Ecco perché, in nessuna parte d'Europa, è legittimato a governare, nel governo centrale, un partito del tipo "Lega per l'indipendenza della padania". Ecco perché un delicato processo federativo - come quello italiano di scomposizione di competenze e di loro ricomposizione intorno al concetto unitario di interesse nazionale - rischia ad ogni passo di deragliare posto com'è nelle mani di tale Lega e del suo leader. E questo non perché l'onorevole Bossi sia un incompetente o uno sprovveduto. Ma precisamente per il contrario. Perché il ministro Bossi fa benissimo il suo lavoro, secondo il mandato ricevuto dai suoi elettori, cioè mai rinunciando alla effettiva secessione, ma mascherandola e graduandola con formule dettate dalle circostanze politiche.
Chi grossolanamente tradisce i propri elettori sono semmai gli alleati della "Lega per l'indipendenza della Padania". I collaborazionisti che ne assecondano i disegni, minimizzandone la portata, banalizzandone gli eccessi. O dicendo che la colpa di tutto è di chi ha dato avvio ad un processo federativo di tipo europeo. Come se i nazionalisti corsi potessero decidere della regionalizzazione francese, o i baschi di Herri Batasuna di quella spagnola, o gli irlandesi del Sinn Fein, della devolution nel Regno Unito...

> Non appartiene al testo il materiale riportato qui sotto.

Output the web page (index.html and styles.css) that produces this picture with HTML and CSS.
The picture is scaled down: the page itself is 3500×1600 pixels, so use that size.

È per questo che la scombinata revisione costituzionale che è davanti al Senato - 35 articoli della Costituzione accatastati alla rinfusa - ha un solo filo che sciaguratamente la percorre. La miccia a fuoco lento per provocare una frattura irreparabile in tutto quello che è ancora la struttura portante della Repubblica. Il sistema sanitario nazionale, la scuola uguale per tutti, i corpi nazionali di polizia, la solidarietà fra i territori a diversa capacità contributiva, lo stato di cittadinanza sociale, la rappresentanza parlamentare unitaria: tutto questo è divenuto relativo o incerto o negato.
Ecco perché questa cosiddetta riforma costituzionale pone - ben al di là del bicameralismo senza Senato di raccordo, del premierato senza freni, del maggioritario senza garanzie - una grande questione nazionale. È, anzi, la vera questione nazionale che il berlusconismo non potrà evitare.